Set task
Below is some material; set it all down exactly, apart from the pictures.

Given material start

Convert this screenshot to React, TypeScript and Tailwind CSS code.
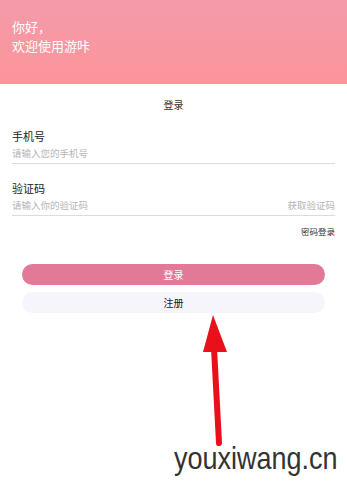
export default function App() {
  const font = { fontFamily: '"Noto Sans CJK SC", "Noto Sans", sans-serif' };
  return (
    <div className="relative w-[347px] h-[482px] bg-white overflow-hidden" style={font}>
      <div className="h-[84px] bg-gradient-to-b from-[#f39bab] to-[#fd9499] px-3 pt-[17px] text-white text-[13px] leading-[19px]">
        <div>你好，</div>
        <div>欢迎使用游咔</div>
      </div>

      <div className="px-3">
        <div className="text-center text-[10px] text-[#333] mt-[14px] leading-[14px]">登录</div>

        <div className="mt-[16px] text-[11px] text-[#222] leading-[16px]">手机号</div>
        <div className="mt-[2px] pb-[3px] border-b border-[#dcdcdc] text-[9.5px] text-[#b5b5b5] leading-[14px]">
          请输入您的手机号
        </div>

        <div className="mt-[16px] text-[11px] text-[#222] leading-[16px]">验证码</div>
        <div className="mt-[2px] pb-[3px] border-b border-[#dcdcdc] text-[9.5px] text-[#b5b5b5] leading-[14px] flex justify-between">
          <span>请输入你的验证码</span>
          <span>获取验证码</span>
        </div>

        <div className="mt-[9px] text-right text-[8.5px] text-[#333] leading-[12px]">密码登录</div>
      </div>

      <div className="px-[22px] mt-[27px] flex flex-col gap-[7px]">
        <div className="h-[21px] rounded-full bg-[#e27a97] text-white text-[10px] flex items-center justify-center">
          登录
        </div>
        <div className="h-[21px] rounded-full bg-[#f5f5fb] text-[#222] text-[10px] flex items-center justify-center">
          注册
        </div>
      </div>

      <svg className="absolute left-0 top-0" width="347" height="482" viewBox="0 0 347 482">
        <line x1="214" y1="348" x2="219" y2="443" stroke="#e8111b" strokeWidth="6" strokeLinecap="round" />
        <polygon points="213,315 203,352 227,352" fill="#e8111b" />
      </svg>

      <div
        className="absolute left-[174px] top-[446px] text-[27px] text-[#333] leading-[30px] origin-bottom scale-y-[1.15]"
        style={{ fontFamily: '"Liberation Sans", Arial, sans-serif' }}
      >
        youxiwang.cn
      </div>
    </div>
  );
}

Given material end

Written answer
Convert this screenshot to React, TypeScript and Tailwind CSS code.
export default function App() {
  const font = { fontFamily: '"Noto Sans CJK SC", "Noto Sans", sans-serif' };
  return (
    <div className="relative w-[347px] h-[482px] bg-white overflow-hidden" style={font}>
      <div className="h-[84px] bg-gradient-to-b from-[#f39bab] to-[#fd9499] px-3 pt-[17px] text-white text-[13px] leading-[19px]">
        <div>你好，</div>
        <div>欢迎使用游咔</div>
      </div>

      <div className="px-3">
        <div className="text-center text-[10px] text-[#333] mt-[14px] leading-[14px]">登录</div>

        <div className="mt-[16px] text-[11px] text-[#222] leading-[16px]">手机号</div>
        <div className="mt-[2px] pb-[3px] border-b border-[#dcdcdc] text-[9.5px] text-[#b5b5b5] leading-[14px]">
          请输入您的手机号
        </div>

        <div className="mt-[16px] text-[11px] text-[#222] leading-[16px]">验证码</div>
        <div className="mt-[2px] pb-[3px] border-b border-[#dcdcdc] text-[9.5px] text-[#b5b5b5] leading-[14px] flex justify-between">
          <span>请输入你的验证码</span>
          <span>获取验证码</span>
        </div>

        <div className="mt-[9px] text-right text-[8.5px] text-[#333] leading-[12px]">密码登录</div>
      </div>

      <div className="px-[22px] mt-[27px] flex flex-col gap-[7px]">
        <div className="h-[21px] rounded-full bg-[#e27a97] text-white text-[10px] flex items-center justify-center">
          登录
        </div>
        <div className="h-[21px] rounded-full bg-[#f5f5fb] text-[#222] text-[10px] flex items-center justify-center">
          注册
        </div>
      </div>

      <svg className="absolute left-0 top-0" width="347" height="482" viewBox="0 0 347 482">
        <line x1="214" y1="348" x2="219" y2="443" stroke="#e8111b" strokeWidth="6" strokeLinecap="round" />
        <polygon points="213,315 203,352 227,352" fill="#e8111b" />
      </svg>

      <div
        className="absolute left-[174px] top-[446px] text-[27px] text-[#333] leading-[30px] origin-bottom scale-y-[1.15]"
        style={{ fontFamily: '"Liberation Sans", Arial, sans-serif' }}
      >
        youxiwang.cn
      </div>
    </div>
  );
}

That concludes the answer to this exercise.